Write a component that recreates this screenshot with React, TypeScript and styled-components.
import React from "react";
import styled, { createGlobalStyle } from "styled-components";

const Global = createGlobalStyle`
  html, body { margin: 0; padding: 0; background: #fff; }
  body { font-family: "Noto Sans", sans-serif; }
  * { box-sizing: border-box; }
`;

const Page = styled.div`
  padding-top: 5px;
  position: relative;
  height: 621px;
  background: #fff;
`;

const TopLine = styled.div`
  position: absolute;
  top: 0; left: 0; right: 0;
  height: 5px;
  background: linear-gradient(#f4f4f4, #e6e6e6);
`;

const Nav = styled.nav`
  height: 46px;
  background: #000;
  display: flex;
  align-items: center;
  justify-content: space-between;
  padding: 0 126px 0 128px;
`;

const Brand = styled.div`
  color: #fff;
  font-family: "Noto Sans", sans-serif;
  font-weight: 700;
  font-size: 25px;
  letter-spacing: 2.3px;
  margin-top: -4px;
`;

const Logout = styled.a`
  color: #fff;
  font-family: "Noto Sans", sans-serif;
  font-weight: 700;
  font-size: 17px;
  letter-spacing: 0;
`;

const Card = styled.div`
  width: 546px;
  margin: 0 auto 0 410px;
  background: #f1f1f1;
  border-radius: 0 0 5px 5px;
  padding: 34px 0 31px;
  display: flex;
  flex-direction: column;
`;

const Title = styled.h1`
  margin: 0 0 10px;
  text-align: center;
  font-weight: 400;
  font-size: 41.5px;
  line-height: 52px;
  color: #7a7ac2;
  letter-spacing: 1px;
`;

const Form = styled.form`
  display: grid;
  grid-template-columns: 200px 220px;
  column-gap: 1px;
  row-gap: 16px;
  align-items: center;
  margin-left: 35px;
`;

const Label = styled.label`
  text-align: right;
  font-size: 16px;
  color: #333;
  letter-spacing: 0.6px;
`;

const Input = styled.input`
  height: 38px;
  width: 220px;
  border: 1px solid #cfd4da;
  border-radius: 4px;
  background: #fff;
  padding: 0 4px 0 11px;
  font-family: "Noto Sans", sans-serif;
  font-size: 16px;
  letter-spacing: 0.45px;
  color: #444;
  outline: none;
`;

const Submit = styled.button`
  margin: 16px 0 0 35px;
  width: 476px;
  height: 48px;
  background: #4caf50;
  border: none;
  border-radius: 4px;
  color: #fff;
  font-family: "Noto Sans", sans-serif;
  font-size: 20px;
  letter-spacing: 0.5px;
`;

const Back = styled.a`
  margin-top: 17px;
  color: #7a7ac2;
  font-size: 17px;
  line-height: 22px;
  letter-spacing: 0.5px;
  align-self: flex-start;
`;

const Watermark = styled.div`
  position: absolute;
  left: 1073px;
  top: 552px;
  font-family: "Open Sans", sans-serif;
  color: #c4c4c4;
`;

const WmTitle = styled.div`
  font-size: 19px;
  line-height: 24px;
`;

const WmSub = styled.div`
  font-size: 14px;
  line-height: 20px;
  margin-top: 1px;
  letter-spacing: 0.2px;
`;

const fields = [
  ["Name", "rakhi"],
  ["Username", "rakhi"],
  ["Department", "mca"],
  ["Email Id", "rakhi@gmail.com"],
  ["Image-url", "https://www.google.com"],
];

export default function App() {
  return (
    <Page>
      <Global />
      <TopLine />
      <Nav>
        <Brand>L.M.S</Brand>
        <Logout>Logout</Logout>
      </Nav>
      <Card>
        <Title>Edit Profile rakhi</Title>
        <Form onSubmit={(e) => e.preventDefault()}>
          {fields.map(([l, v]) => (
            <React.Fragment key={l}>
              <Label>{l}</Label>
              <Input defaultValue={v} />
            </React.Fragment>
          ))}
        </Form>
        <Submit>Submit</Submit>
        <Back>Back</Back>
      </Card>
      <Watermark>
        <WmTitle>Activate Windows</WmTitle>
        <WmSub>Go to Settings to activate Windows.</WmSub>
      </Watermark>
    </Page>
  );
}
════════════════════
— GOAL OF THE EXERCISE —
All of the material above needs to be retyped word for word.

— EXERCISE ANSWER —
Write a component that recreates this screenshot with React, TypeScript and styled-components.
import React from "react";
import styled, { createGlobalStyle } from "styled-components";

const Global = createGlobalStyle`
  html, body { margin: 0; padding: 0; background: #fff; }
  body { font-family: "Noto Sans", sans-serif; }
  * { box-sizing: border-box; }
`;

const Page = styled.div`
  padding-top: 5px;
  position: relative;
  height: 621px;
  background: #fff;
`;

const TopLine = styled.div`
  position: absolute;
  top: 0; left: 0; right: 0;
  height: 5px;
  background: linear-gradient(#f4f4f4, #e6e6e6);
`;

const Nav = styled.nav`
  height: 46px;
  background: #000;
  display: flex;
  align-items: center;
  justify-content: space-between;
  padding: 0 126px 0 128px;
`;

const Brand = styled.div`
  color: #fff;
  font-family: "Noto Sans", sans-serif;
  font-weight: 700;
  font-size: 25px;
  letter-spacing: 2.3px;
  margin-top: -4px;
`;

const Logout = styled.a`
  color: #fff;
  font-family: "Noto Sans", sans-serif;
  font-weight: 700;
  font-size: 17px;
  letter-spacing: 0;
`;

const Card = styled.div`
  width: 546px;
  margin: 0 auto 0 410px;
  background: #f1f1f1;
  border-radius: 0 0 5px 5px;
  padding: 34px 0 31px;
  display: flex;
  flex-direction: column;
`;

const Title = styled.h1`
  margin: 0 0 10px;
  text-align: center;
  font-weight: 400;
  font-size: 41.5px;
  line-height: 52px;
  color: #7a7ac2;
  letter-spacing: 1px;
`;

const Form = styled.form`
  display: grid;
  grid-template-columns: 200px 220px;
  column-gap: 1px;
  row-gap: 16px;
  align-items: center;
  margin-left: 35px;
`;

const Label = styled.label`
  text-align: right;
  font-size: 16px;
  color: #333;
  letter-spacing: 0.6px;
`;

const Input = styled.input`
  height: 38px;
  width: 220px;
  border: 1px solid #cfd4da;
  border-radius: 4px;
  background: #fff;
  padding: 0 4px 0 11px;
  font-family: "Noto Sans", sans-serif;
  font-size: 16px;
  letter-spacing: 0.45px;
  color: #444;
  outline: none;
`;

const Submit = styled.button`
  margin: 16px 0 0 35px;
  width: 476px;
  height: 48px;
  background: #4caf50;
  border: none;
  border-radius: 4px;
  color: #fff;
  font-family: "Noto Sans", sans-serif;
  font-size: 20px;
  letter-spacing: 0.5px;
`;

const Back = styled.a`
  margin-top: 17px;
  color: #7a7ac2;
  font-size: 17px;
  line-height: 22px;
  letter-spacing: 0.5px;
  align-self: flex-start;
`;

const Watermark = styled.div`
  position: absolute;
  left: 1073px;
  top: 552px;
  font-family: "Open Sans", sans-serif;
  color: #c4c4c4;
`;

const WmTitle = styled.div`
  font-size: 19px;
  line-height: 24px;
`;

const WmSub = styled.div`
  font-size: 14px;
  line-height: 20px;
  margin-top: 1px;
  letter-spacing: 0.2px;
`;

const fields = [
  ["Name", "rakhi"],
  ["Username", "rakhi"],
  ["Department", "mca"],
  ["Email Id", "rakhi@gmail.com"],
  ["Image-url", "https://www.google.com"],
];

export default function App() {
  return (
    <Page>
      <Global />
      <TopLine />
      <Nav>
        <Brand>L.M.S</Brand>
        <Logout>Logout</Logout>
      </Nav>
      <Card>
        <Title>Edit Profile rakhi</Title>
        <Form onSubmit={(e) => e.preventDefault()}>
          {fields.map(([l, v]) => (
            <React.Fragment key={l}>
              <Label>{l}</Label>
              <Input defaultValue={v} />
            </React.Fragment>
          ))}
        </Form>
        <Submit>Submit</Submit>
        <Back>Back</Back>
      </Card>
      <Watermark>
        <WmTitle>Activate Windows</WmTitle>
        <WmSub>Go to Settings to activate Windows.</WmSub>
      </Watermark>
    </Page>
  );
}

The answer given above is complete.